Today, I want to zero in on creating a structure for your discipleship class. As I mentioned last week, our faith community is a part of the Assemblies of God fellowship, so our foundation of faith comes from the 16 Fundamental Truths we choose to adhere to. Now, the natural thought would be to take 16 Truths, or 7 Steps, or 5 Lifehacks or whatever content you are pulling from and just match the number of classes to that. Unfortunately, that may not work for your group. For instance, I knew that providing a 16-session class for new people to the church would be far too many. I had to find a number that worked for the people to attend as well as the content to be adequately given.
When you are boiling down your structure for the classes, ask yourself the same questions. For the audience that I am targeting, what is the optimal number of sessions that make it palatable for those attending while at the same time giving the information the necessary time it needs to be communicated? The warning I will express here for those of you like me who want to give an exhaustive presentation to do the information justice, don’t. You will paint yourself into a corner and have to find more content to work your way out of the corner.

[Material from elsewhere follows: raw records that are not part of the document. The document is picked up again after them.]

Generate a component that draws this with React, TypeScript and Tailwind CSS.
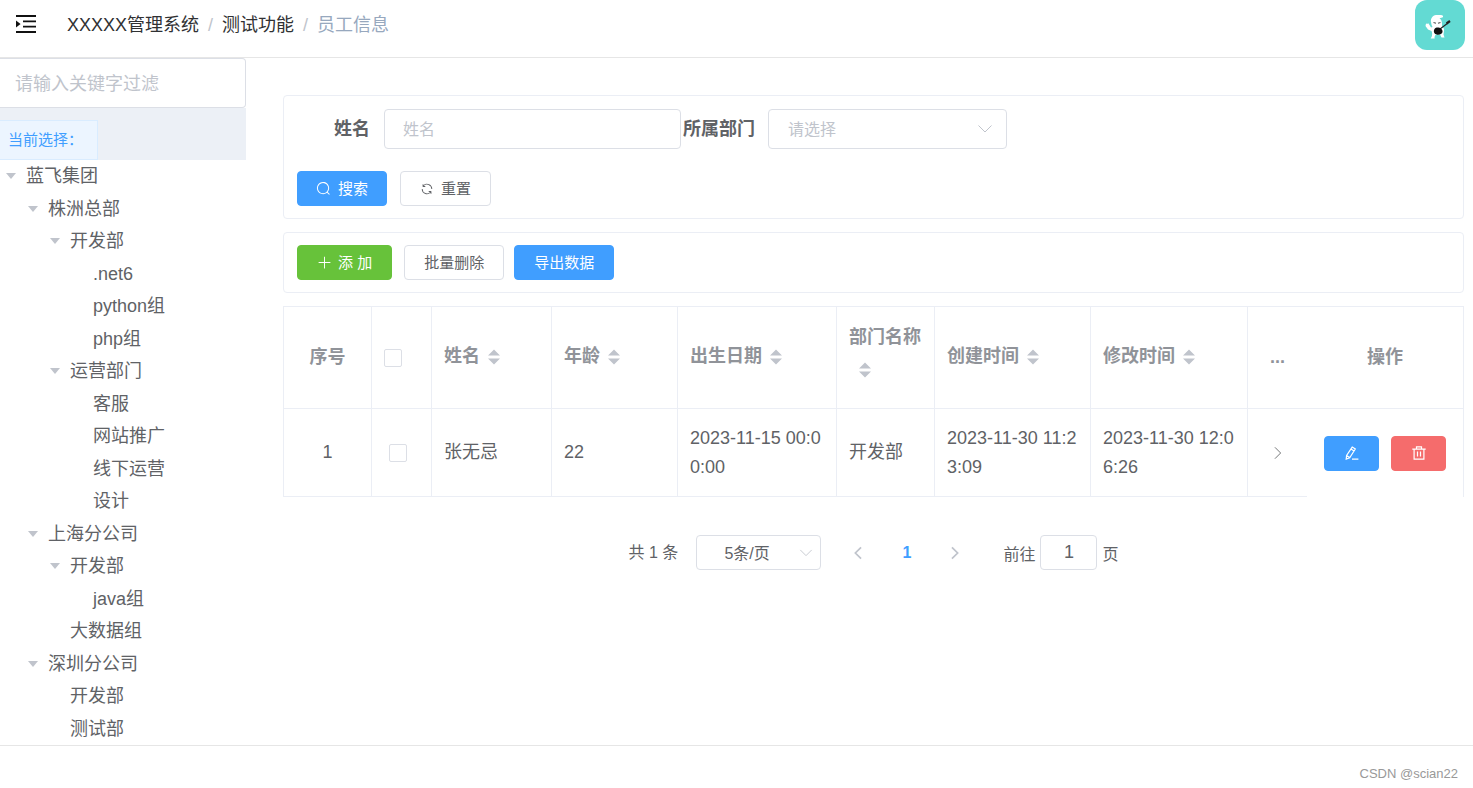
import { useState } from "react";
import type { ReactNode } from "react";

interface TreeNode {
  label: string;
  level: number;
  open?: boolean;
}

const departments: TreeNode[] = [
  { label: "蓝飞集团", level: 0, open: true },
  { label: "株洲总部", level: 1, open: true },
  { label: "开发部", level: 2, open: true },
  { label: ".net6", level: 3 },
  { label: "python组", level: 3 },
  { label: "php组", level: 3 },
  { label: "运营部门", level: 2, open: true },
  { label: "客服", level: 3 },
  { label: "网站推广", level: 3 },
  { label: "线下运营", level: 3 },
  { label: "设计", level: 3 },
  { label: "上海分公司", level: 1, open: true },
  { label: "开发部", level: 2, open: true },
  { label: "java组", level: 3 },
  { label: "大数据组", level: 2 },
  { label: "深圳分公司", level: 1, open: true },
  { label: "开发部", level: 2 },
  { label: "测试部", level: 2 },
];

// Left padding for each depth of the tree
const indents = ["pl-1.5", "pl-7", "pl-[50px]", "pl-[73px]"];

const employees = [
  {
    id: 1,
    name: "张无忌",
    age: 22,
    birthday: "2023-11-15 00:00:00",
    department: "开发部",
    createdAt: "2023-11-30 11:23:09",
    updatedAt: "2023-11-30 12:06:26",
  },
];

/** Element-style outline icons on a 1024 grid */
function Icon({ d, className }: { d: string; className: string }) {
  return (
    <svg viewBox="0 0 1024 1024" fill="currentColor" className={className} aria-hidden="true">
      <path d={d} />
    </svg>
  );
}

const searchPath =
  "m795.904 750.72 124.992 124.928a32 32 0 0 1-45.248 45.248L750.656 795.904a416 416 0 1 1 45.248-45.248zM480 832a352 352 0 1 0 0-704 352 352 0 0 0 0 704";
const refreshPath =
  "M771.776 794.88A384 384 0 0 1 128 512h64a320 320 0 0 0 555.712 216.448H654.72a32 32 0 1 1 0-64h149.056a32 32 0 0 1 32 32v148.928a32 32 0 1 1-64 0v-50.56zM276.288 295.616h92.992a32 32 0 0 1 0 64H220.16a32 32 0 0 1-32-32V178.56a32 32 0 0 1 64 0v50.56A384 384 0 0 1 896.128 512h-64a320 320 0 0 0-555.776-216.384z";
const plusPath =
  "M480 480V128a32 32 0 0 1 64 0v352h352a32 32 0 1 1 0 64H544v352a32 32 0 1 1-64 0V544H128a32 32 0 0 1 0-64z";

function Chevron({ className }: { className: string }) {
  return (
    <svg viewBox="0 0 16 16" fill="none" stroke="currentColor" className={className} aria-hidden="true">
      <path d="M1.5 4.5 8 11l6.5-6.5" />
    </svg>
  );
}

function FoldIcon() {
  return (
    <svg viewBox="0 0 20 18" className="h-[18px] w-5" aria-hidden="true">
      <path d="M0 1h20M7 6.3h13M7 11.6h13M0 17h20" stroke="#111" strokeWidth="1.8" />
      <path d="M0 5.6v7L4.6 9z" fill="#111" />
    </svg>
  );
}

function EditIcon() {
  return (
    <svg viewBox="0 0 14 14" fill="none" stroke="currentColor" className="size-3.5" aria-hidden="true">
      <path
        d="M7.2 1.1 10.3 3 4.7 11.7 1.2 13.1l.4-3.6zM6 3.1l3 1.9M1.6 9.6l3 2M7 13.2h6.4"
        strokeWidth="1.2"
      />
    </svg>
  );
}

function TrashIcon() {
  return (
    <svg viewBox="0 0 14 14" fill="none" stroke="currentColor" className="size-3.5" aria-hidden="true">
      <path d="M.3 3.2h13.4M4.5 3V.9h5V3M2.1 3.2v10h9.8v-10M5.5 5.6v5M8.5 5.6v5" strokeWidth="1.2" />
    </svg>
  );
}

function Avatar() {
  return (
    <svg viewBox="0 0 50 50" className="size-[50px] rounded-xl bg-[#63dad3]" role="img" aria-label="avatar">
      <path
        d="M16 22c-.6-3.500 1.500-6.500 5-7 2-.3 3.500.2 5 0 1.500 0 2.300.8 2 2-.8.9-2.500.6-3.500 1.200 1.700 1.200 2.500 3 2.500 5.300v3c1.700.6 2.200 2.500 2 4.500l-.5 3.500 1 3h-3l-1.500-3-4.500.3-1 2.200.2 1.500h-4l1.300-2.500c.3-2 .2-3.500-.5-5l-3.500-1.500-2.500-3.500.5-2.500 1.500.5.5-1 1.500 2 1.500 2.500 1.500-.5c-.8-1.400-1.300-3-1.500-5z"
        fill="#fff"
      />
      <path d="M18.500 22.500l2.500.8M23 23.300l2.500-.8" stroke="#555" strokeWidth="1.1" />
      <path d="m25 29 8-6" stroke="#222" strokeWidth="1.2" />
      <path d="m31.500 23.500 3.500-2.500" stroke="#222" strokeWidth="2.200" />
      <path d="M19.500 29c1-1.800 3-1.500 4-1.500 1.500 0 2 .8 3 1.500 1.500 1.500 1.500 4-.5 5s-5 1-6.500-.8c-.9-1.200-.8-2.800 0-4.200z" fill="#111" />
    </svg>
  );
}

function SortIcon({ className = "" }: { className?: string }) {
  return (
    <svg viewBox="0 0 12 16" fill="#c0c4cc" className={`inline-block h-4 w-3 ${className}`} aria-hidden="true">
      <path d="M0 6.500 6 .5l6 6zM0 9.500h12l-6 6z" />
    </svg>
  );
}

/** Column title with its sort carets */
function SortTitle({ children }: { children: ReactNode }) {
  return (
    <button type="button" className="flex flex-wrap items-center gap-x-2 pb-0.5 text-left font-bold">
      {children}
      <SortIcon />
    </button>
  );
}

function Checkbox({ label }: { label: string }) {
  return (
    <input
      type="checkbox"
      aria-label={label}
      className="block size-[18px] appearance-none rounded-xs border border-[#dcdfe6] bg-white checked:bg-[#409eff]"
    />
  );
}

function Button({
  tone = "plain",
  className = "px-[19px]",
  label,
  children,
}: {
  tone?: "plain" | "primary" | "success" | "danger";
  className?: string;
  label?: string;
  children: ReactNode;
}) {
  const tones = {
    plain: "border-[#dcdfe6] bg-white text-[#606266]",
    primary: "border-[#409eff] bg-[#409eff] text-white",
    success: "border-[#67c23a] bg-[#67c23a] text-white",
    danger: "border-[#f56c6c] bg-[#f56c6c] text-white",
  };
  return (
    <button
      type="button"
      aria-label={label}
      className={`flex h-[35px] items-center justify-center rounded border text-[15px] ${tones[tone]} ${className}`}
    >
      {children}
    </button>
  );
}

function DepartmentTree() {
  return (
    <aside className="flex w-[246px] shrink-0 flex-col">
      <input
        type="text"
        aria-label="过滤部门"
        placeholder="请输入关键字过滤"
        className="h-[50px] w-full rounded-r border border-l-0 border-[#dcdfe6] px-[15px] pt-0.5 text-lg placeholder-[#c0c4cc] outline-none"
      />
      <div className="flex h-[52px] items-end bg-[#ecf0f6]">
        <span className="flex h-10 w-[98px] items-center border border-l-0 border-[#d9ecff] bg-[#ecf5ff] pl-2 text-[15px] text-[#409eff]">
          当前选择：
        </span>
      </div>
      <ul className="flex flex-1 flex-col">
        {departments.map((node, i) => (
          <li key={i} className={`flex min-h-8 flex-1 items-center gap-2.5 ${indents[node.level]}`}>
            <svg viewBox="0 0 10 6" className="h-1.5 w-2.5 shrink-0" aria-hidden="true">
              {node.open && <path d="M0 0h10L5 6z" fill="#c0c4cc" />}
            </svg>
            {node.label}
          </li>
        ))}
      </ul>
    </aside>
  );
}

function SearchForm() {
  const [name, setName] = useState("");

  return (
    <form className="rounded border border-[#ebeef5] px-[13px] pt-[13px] pb-3">
      <div className="flex items-center">
        <label htmlFor="name" className="w-[87px] pr-[14px] text-right font-bold">
          姓名
        </label>
        <input
          id="name"
          type="text"
          value={name}
          onChange={(e) => setName(e.target.value)}
          placeholder="姓名"
          className="h-10 w-[297px] rounded border border-[#dcdfe6] px-[18px] pt-0.5 text-base placeholder-[#c0c4cc] outline-none"
        />
        <label htmlFor="department" className="w-[87px] pr-[13px] text-right font-bold whitespace-nowrap">
          所属部门
        </label>
        <div className="relative w-[239px]">
          <select
            id="department"
            className="h-10 w-full appearance-none rounded border border-[#dcdfe6] px-[19px] pt-0.5 text-base text-[#c0c4cc] outline-none"
          >
            <option>请选择</option>
          </select>
          <Chevron className="pointer-events-none absolute top-3 right-3.5 size-4 text-[#c0c4cc]" />
        </div>
      </div>
      <div className="mt-[22px] flex gap-[13px]">
        <Button tone="primary" className="gap-[7px] px-[18px]">
          <Icon d={searchPath} className="size-[15px]" />
          搜索
        </Button>
        <Button className="gap-[7px] px-[19px]">
          <Icon d={refreshPath} className="size-[14px]" />
          重置
        </Button>
      </div>
    </form>
  );
}

function EmployeeTable() {
  const head = "border-r border-b border-[#ebeef5] px-3";
  const cell = "border-r border-b border-[#ebeef5] px-3 break-all";

  return (
    <table className="mt-[13px] w-full table-fixed border-separate border-spacing-0 border-t border-l border-[#ebeef5] leading-[29px]">
      <colgroup>
        <col className="w-[88px]" />
        <col className="w-[60px]" />
        <col className="w-[120px]" />
        <col className="w-[126px]" />
        <col className="w-[159px]" />
        <col className="w-[98px]" />
        <col className="w-[156px]" />
        <col className="w-[157px]" />
        <col className="w-[59px]" />
        <col />
      </colgroup>
      <thead className="text-left text-[#909399]">
        <tr className="h-[102px]">
          <th className={`${head} text-center`}>序号</th>
          <th className={head}>
            <Checkbox label="全选" />
          </th>
          <th className={head}>
            <SortTitle>姓名</SortTitle>
          </th>
          <th className={head}>
            <SortTitle>年龄</SortTitle>
          </th>
          <th className={head}>
            <SortTitle>出生日期</SortTitle>
          </th>
          <th className="border-r border-b border-[#ebeef5] pb-2 pl-3">
            <button type="button" className="block text-left font-bold">
              部门名称
              <span className="flex pl-2.5">
                <SortIcon className="mt-2.5 mb-1.5" />
              </span>
            </button>
          </th>
          <th className={head}>
            <SortTitle>创建时间</SortTitle>
          </th>
          <th className={head}>
            <SortTitle>修改时间</SortTitle>
          </th>
          <th className="border-b border-[#ebeef5] text-center">...</th>
          <th className={`${head} text-center`}>操作</th>
        </tr>
      </thead>
      <tbody>
        {employees.map((employee, i) => (
          <tr key={employee.id} className="h-[88px]">
            <td className={`${cell} text-center`}>{i + 1}</td>
            <td className="border-r border-b border-[#ebeef5] pl-[17px]">
              <Checkbox label={`选择 ${employee.name}`} />
            </td>
            <td className={cell}>{employee.name}</td>
            <td className={cell}>{employee.age}</td>
            <td className={cell}>{employee.birthday}</td>
            <td className={cell}>{employee.department}</td>
            <td className={cell}>{employee.createdAt}</td>
            <td className={cell}>{employee.updatedAt}</td>
            <td className="border-b border-[#ebeef5]">
              <button type="button" aria-label="展开" className="mx-auto block">
                <Chevron className="size-3.5 -rotate-90" />
              </button>
            </td>
            <td className="border-r border-[#ebeef5]">
              <div className="flex justify-center gap-3">
                <Button tone="primary" className="w-[55px]" label="编辑">
                  <EditIcon />
                </Button>
                <Button tone="danger" className="w-[55px]" label="删除">
                  <TrashIcon />
                </Button>
              </div>
            </td>
          </tr>
        ))}
      </tbody>
    </table>
  );
}

function Pagination() {
  return (
    <nav aria-label="分页" className="mt-[38px] flex items-center justify-center text-base">
      <span>共 1 条</span>
      <div className="relative ml-[18px] w-[125px]">
        <select
          aria-label="每页条数"
          className="h-[35px] w-full appearance-none rounded border border-[#dcdfe6] pt-0.5 pl-[27px] outline-none"
        >
          <option>5条/页</option>
        </select>
        <Chevron className="pointer-events-none absolute top-[11px] right-2 size-3.5 text-[#c0c4cc]" />
      </div>
      <button type="button" aria-label="上一页" className="ml-[30px] text-[#c0c4cc]">
        <Chevron className="size-3.5 rotate-90 stroke-2" />
      </button>
      <button type="button" className="w-[83px] font-bold text-[#409eff]">
        1
      </button>
      <button type="button" aria-label="下一页" className="text-[#c0c4cc]">
        <Chevron className="size-3.5 -rotate-90 stroke-2" />
      </button>
      <label htmlFor="page" className="ml-[41px] pt-1">
        前往
      </label>
      <input
        id="page"
        type="text"
        defaultValue="1"
        className="mx-[5px] h-[35px] w-[57px] rounded border border-[#dcdfe6] text-center text-lg outline-none"
      />
      <span className="pt-1">页</span>
    </nav>
  );
}

export default function App() {
  return (
    <div className="flex min-h-screen flex-col bg-white font-['Liberation_Sans','Noto_Sans_CJK_SC',sans-serif] text-lg leading-6 text-[#606266]">
      <header className="flex h-[58px] items-start justify-between border-b border-[#e6e6e6] pr-2 pl-4">
        <div className="flex h-[50px] items-center">
          <button type="button" aria-label="折叠菜单" className="pb-0.5">
            <FoldIcon />
          </button>
          <nav aria-label="面包屑" className="ml-[31px] flex gap-[9px] text-[#303133]">
            <a href="#">XXXXX管理系统</a>
            <span className="text-[#c0c4cc]">/</span>
            <a href="#">测试功能</a>
            <span className="text-[#c0c4cc]">/</span>
            <span className="text-[#97a8be]">员工信息</span>
          </nav>
        </div>
        <Avatar />
      </header>
      <div className="flex flex-1">
        <DepartmentTree />
        <main className="min-w-0 flex-1 pt-[37px] pr-[9px] pl-[37px]">
          <SearchForm />
          <div className="mt-[13px] flex rounded border border-[#ebeef5] px-[13px] py-3">
            <Button tone="success" className="mr-3 gap-[6px] px-[19px]">
              <Icon d={plusPath} className="size-[15px]" />
              添 加
            </Button>
            <Button className="mr-2.5 px-[19px]">批量删除</Button>
            <Button tone="primary">导出数据</Button>
          </div>
          <EmployeeTable />
          <Pagination />
        </main>
      </div>
      <footer className="flex h-[43px] items-center justify-end border-t border-[#e6e6e6] pt-3.5 pr-[15px] text-[13px] text-[#999]">
        CSDN @scian22
      </footer>
    </div>
  );
}
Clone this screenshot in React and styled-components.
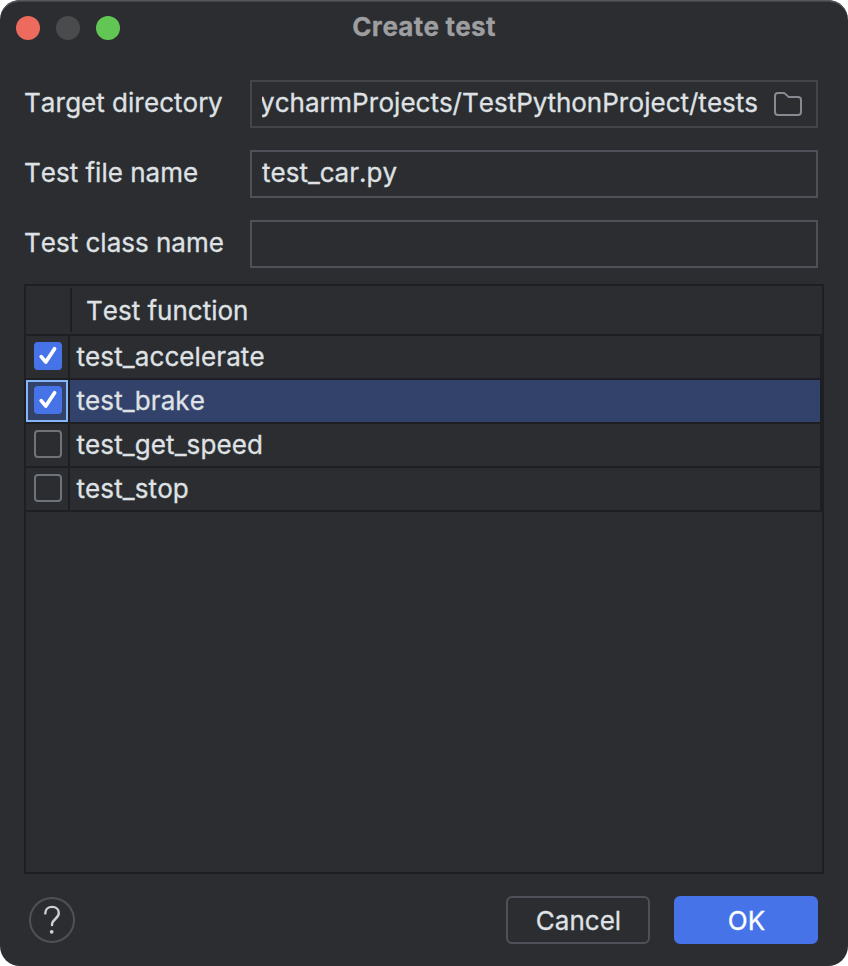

Remember, people digest information slowly on average; especially information that is supposed to challenge them to make a life change. That is what a 20-minute sermon is more impactful than a 60-minute sermon. 60-minutes may be more entertaining, but 20-minutes will cause new patterns of behavior. In a discipleship class, the same is true. If your goal is to teach them about the salvation available through the sacrifice of Jesus Christ, don’t go exhaustively with historical context, theological foundation, prophetic foreshadowing, as well as practical application. Give a little of this, a little of that, and provide them with enough information to get them interested, provide them with enough to have a basic understanding, and then build more opportunities down the road for deeper discipleship and greater engagement with the material. You will find those going through your discipleship course are retaining more, applying more, and having a growing appetite for more. You don’t have to beg them to come back for the next session because they are looking for the next opportunity to learn.
As for me, I looked at our 16 Fundamentals and grouped them in ways I felt would provide the shortest path through the wealth of information, which ended up being 7 conversations. Since we launched 2 years ago, what I have learned is that 7 weeks of one-hour sessions were too many for people to consistently attend. So, we have moved it from a weekly format to a one-day conference-style event that is held over the course of 8 hours. It may be a long day for some, but it is far easier to attend a conference-style meeting where people are provided lunch, are able to ask questions, and are walked through a broad base of Christian basics. The other thing is that it allows a faith community to build relationships together while growing deeper in their understanding of God’s truth.
This is what you want for your discipleship class. However you approach it, you want to create a structure that works for you, but is also engaging for your people.
I would love to hear how you developed your discipleship class, or maybe you are struggling to work through your discipleship class structure and would like to have someone from the outside give you some constructive feedback. You can let me know in the comments, or shoot me an email and I will be happy to help.
I am also available to come to your church and take your faith community through a one-day conference of Foundational Christian Theology that focuses on Jesus, the Bible, The Church, and four other topics. If this is something you are interested in, please email me, and let’s schedule it.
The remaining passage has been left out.